== Short problem ==
From the entries below, extract every line that includes the word "components".

== Stored items ==
----

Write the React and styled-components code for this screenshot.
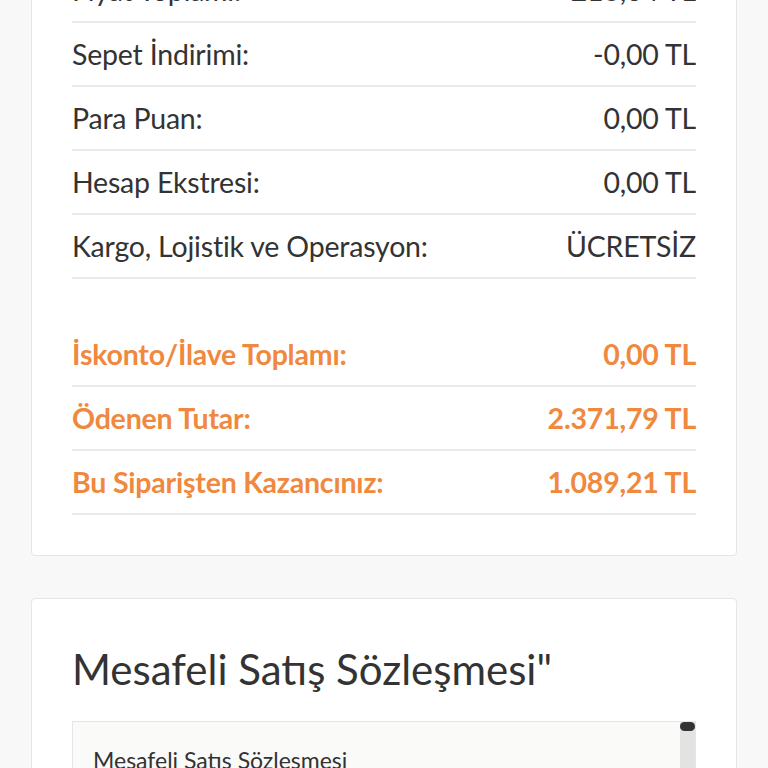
import React from "react";
import styled, { createGlobalStyle } from "styled-components";

const Global = createGlobalStyle`
  html, body { margin: 0; padding: 0; background: #f8f8f8; }
  body { font-family: Lato, "Noto Sans", sans-serif; color: #333; overflow: hidden; }
`;

const Page = styled.div`
  display: flex;
  flex-direction: column;
  gap: 42px;
  padding: 0 31px;
  margin-top: -82px;
`;

const Card = styled.section`
  background: #fff;
  border: 1px solid #e6e6e6;
  border-radius: 4px;
  padding: 40px;
`;

const Group = styled.div`
  display: flex;
  flex-direction: column;
  & + & { margin-top: 44px; }
`;

const Row = styled.div`
  display: flex;
  align-items: center;
  justify-content: space-between;
  height: 62px;
  border-bottom: 2px solid #e9e9e9;
  font-size: 28.5px;
  letter-spacing: -0.2px;
  font-weight: ${(p) => (p.$accent ? 700 : 400)};
  color: ${(p) => (p.$accent ? "#f0883e" : "#333")};
`;

const Title = styled.h2`
  margin: 5px 0 27px;
  font-size: 42px;
  line-height: 50px;
  font-weight: 400;
  color: #333;
`;

const ScrollBox = styled.div`
  display: flex;
  height: 260px;
  border: 1px solid #e6e6e6;
  background: #fafaf9;
  overflow: hidden;
`;

const Doc = styled.div`
  flex: 1;
  padding: 21px 20px;
  font-size: 23px;
  line-height: 1.5;
  color: #333;
`;

const Rail = styled.div`
  flex: 0 0 15px;
  background: #e3e3e3;
  display: flex;
  flex-direction: column;
`;

const Thumb = styled.div`
  height: 9px;
  background: #333;
  border-radius: 5px;
`;

const summary = [
  ["Fiyat Toplamı:", "213,04 TL"],
  ["Sepet İndirimi:", "-0,00 TL"],
  ["Para Puan:", "0,00 TL"],
  ["Hesap Ekstresi:", "0,00 TL"],
  ["Kargo, Lojistik ve Operasyon:", "ÜCRETSİZ"],
];

const totals = [
  ["İskonto/İlave Toplamı:", "0,00 TL"],
  ["Ödenen Tutar:", "2.371,79 TL"],
  ["Bu Siparişten Kazancınız:", "1.089,21 TL"],
];

export default function App() {
  return (
    <>
      <Global />
      <Page>
        <Card>
          <Group>
            {summary.map(([l, v]) => (
              <Row key={l}>
                <span>{l}</span>
                <span>{v}</span>
              </Row>
            ))}
          </Group>
          <Group>
            {totals.map(([l, v]) => (
              <Row key={l} $accent>
                <span>{l}</span>
                <span>{v}</span>
              </Row>
            ))}
          </Group>
        </Card>
        <Card>
          <Title>Mesafeli Satış Sözleşmesi"</Title>
          <ScrollBox>
            <Doc>
              Mesafeli Satıs Sözlesmesi
              <br />
              <br />
              MADDE 1 - TARAFLAR
              <br />
              1.1 - SATICI: Ünvanı, adresi ve iletişim bilgileri aşağıda yer almaktadır.
            </Doc>
            <Rail>
              <Thumb />
            </Rail>
          </ScrollBox>
        </Card>
      </Page>
    </>
  );
}
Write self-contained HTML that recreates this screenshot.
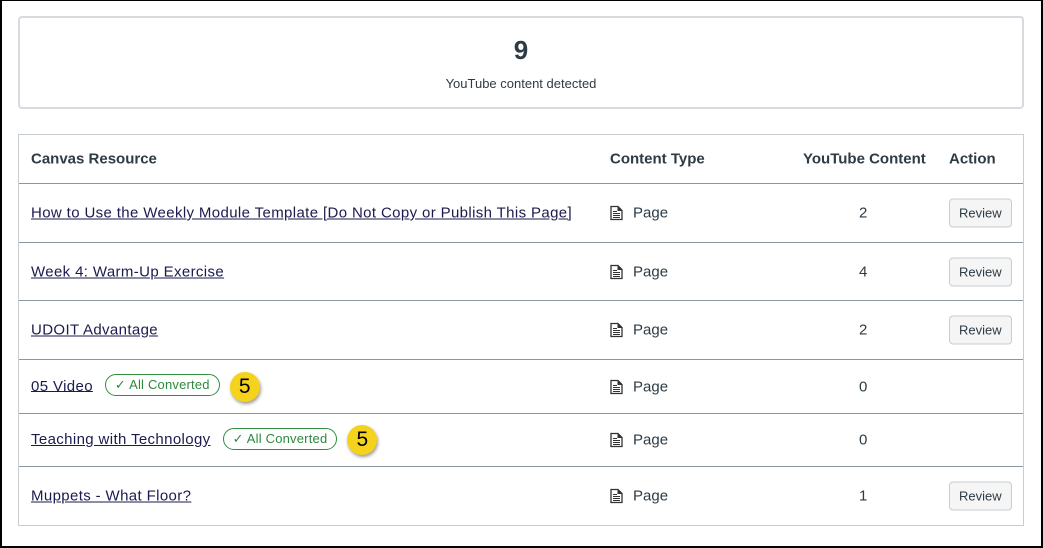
<!DOCTYPE html>
<html><head><meta charset="utf-8"><style>
*{box-sizing:border-box;margin:0;padding:0}
body{width:1043px;height:548px;background:#fff;font-family:"Liberation Sans",sans-serif;color:#2d3b45;position:relative;overflow:hidden}
.frame{position:absolute;left:0;top:0;width:1043px;height:548px;border:2px solid #000;border-top-width:1px}
.sum{position:absolute;left:18px;top:16px;width:1006px;height:93px;border:2px solid #d7dade;border-radius:4px;text-align:center}
.sum .n{font-size:26px;font-weight:bold;margin-top:17px;color:#2d3b45}
.sum .l{font-size:13px;margin-top:10px;color:#2d3b45}
.tbl{position:absolute;left:18px;top:134px;width:1006px;height:392px;border:1px solid #c7cdd1}
.row{position:absolute;left:0;width:1004px;border-bottom:1px solid #8b969e}
.row>div{position:absolute;top:50%;transform:translateY(-50%);font-size:15px;white-space:nowrap}
.c1{left:12px}.c2{left:591px;display:flex;align-items:center}.c3{left:840px}.c4{left:930px}
.h{font-weight:bold}
a{text-decoration:underline;color:#1a1a4e;letter-spacing:0.37px}
.badge{display:inline-block;border:1px solid #2f8f3f;color:#2b8a3e;border-radius:12px;font-size:13px;padding:2px 9px;margin-left:12px;vertical-align:1px;letter-spacing:0.2px}
.num{display:inline-block;width:30px;height:30px;border-radius:50%;background:#f5d21b;color:#000;font-size:21px;text-align:center;line-height:30px;margin-left:10px;box-shadow:1px 2px 3px rgba(0,0,0,.4);vertical-align:middle}
.btn{border:1px solid #c7cdd1;background:#f5f5f5;border-radius:4px;font-size:13px;padding:6px 9px;color:#2d3b45}
svg{margin-right:10px}
</style></head><body>
<div class="sum"><div class="n">9</div><div class="l">YouTube content detected</div></div>
<div class="tbl">
<div class="row" style="top:0;height:49px"><div class="c1 h">Canvas Resource</div><div class="c2 h">Content Type</div><div class="c3 h" style="left:784px">YouTube Content</div><div class="c4 h">Action</div></div>
<div class="row" style="top:49px;height:59px"><div class="c1"><a>How to Use the Weekly Module Template [Do Not Copy or Publish This Page]</a></div><div class="c2"><svg width="13" height="15" viewBox="0 0 13 15"><path d="M1 1h7l4 4v9H1z" fill="none" stroke="#333" stroke-width="1.3"/><path d="M8 1v4h4" fill="#333" stroke="#333"/><path d="M3 6h4M3 8h7M3 10h7M3 12h7" stroke="#333"/></svg>Page</div><div class="c3">2</div><div class="c4"><span class="btn">Review</span></div></div>
<div class="row" style="top:108px;height:58px"><div class="c1"><a>Week 4: Warm-Up Exercise</a></div><div class="c2"><svg width="13" height="15" viewBox="0 0 13 15"><path d="M1 1h7l4 4v9H1z" fill="none" stroke="#333" stroke-width="1.3"/><path d="M8 1v4h4" fill="#333" stroke="#333"/><path d="M3 6h4M3 8h7M3 10h7M3 12h7" stroke="#333"/></svg>Page</div><div class="c3">4</div><div class="c4"><span class="btn">Review</span></div></div>
<div class="row" style="top:166px;height:59px"><div class="c1"><a>UDOIT Advantage</a></div><div class="c2"><svg width="13" height="15" viewBox="0 0 13 15"><path d="M1 1h7l4 4v9H1z" fill="none" stroke="#333" stroke-width="1.3"/><path d="M8 1v4h4" fill="#333" stroke="#333"/><path d="M3 6h4M3 8h7M3 10h7M3 12h7" stroke="#333"/></svg>Page</div><div class="c3">2</div><div class="c4"><span class="btn">Review</span></div></div>
<div class="row" style="top:225px;height:54px"><div class="c1"><a>05 Video</a><span class="badge">✓ All Converted</span><span class="num">5</span></div><div class="c2"><svg width="13" height="15" viewBox="0 0 13 15"><path d="M1 1h7l4 4v9H1z" fill="none" stroke="#333" stroke-width="1.3"/><path d="M8 1v4h4" fill="#333" stroke="#333"/><path d="M3 6h4M3 8h7M3 10h7M3 12h7" stroke="#333"/></svg>Page</div><div class="c3">0</div></div>
<div class="row" style="top:279px;height:53px"><div class="c1"><a>Teaching with Technology</a><span class="badge">✓ All Converted</span><span class="num">5</span></div><div class="c2"><svg width="13" height="15" viewBox="0 0 13 15"><path d="M1 1h7l4 4v9H1z" fill="none" stroke="#333" stroke-width="1.3"/><path d="M8 1v4h4" fill="#333" stroke="#333"/><path d="M3 6h4M3 8h7M3 10h7M3 12h7" stroke="#333"/></svg>Page</div><div class="c3">0</div></div>
<div class="row" style="top:332px;height:58px;border-bottom:none"><div class="c1"><a>Muppets - What Floor?</a></div><div class="c2"><svg width="13" height="15" viewBox="0 0 13 15"><path d="M1 1h7l4 4v9H1z" fill="none" stroke="#333" stroke-width="1.3"/><path d="M8 1v4h4" fill="#333" stroke="#333"/><path d="M3 6h4M3 8h7M3 10h7M3 12h7" stroke="#333"/></svg>Page</div><div class="c3">1</div><div class="c4"><span class="btn">Review</span></div></div>
</div>
<div class="frame"></div>
</body></html>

----

== Solution for this exercise ==
Write the React and styled-components code for this screenshot.
import styled, { createGlobalStyle } from "styled-components";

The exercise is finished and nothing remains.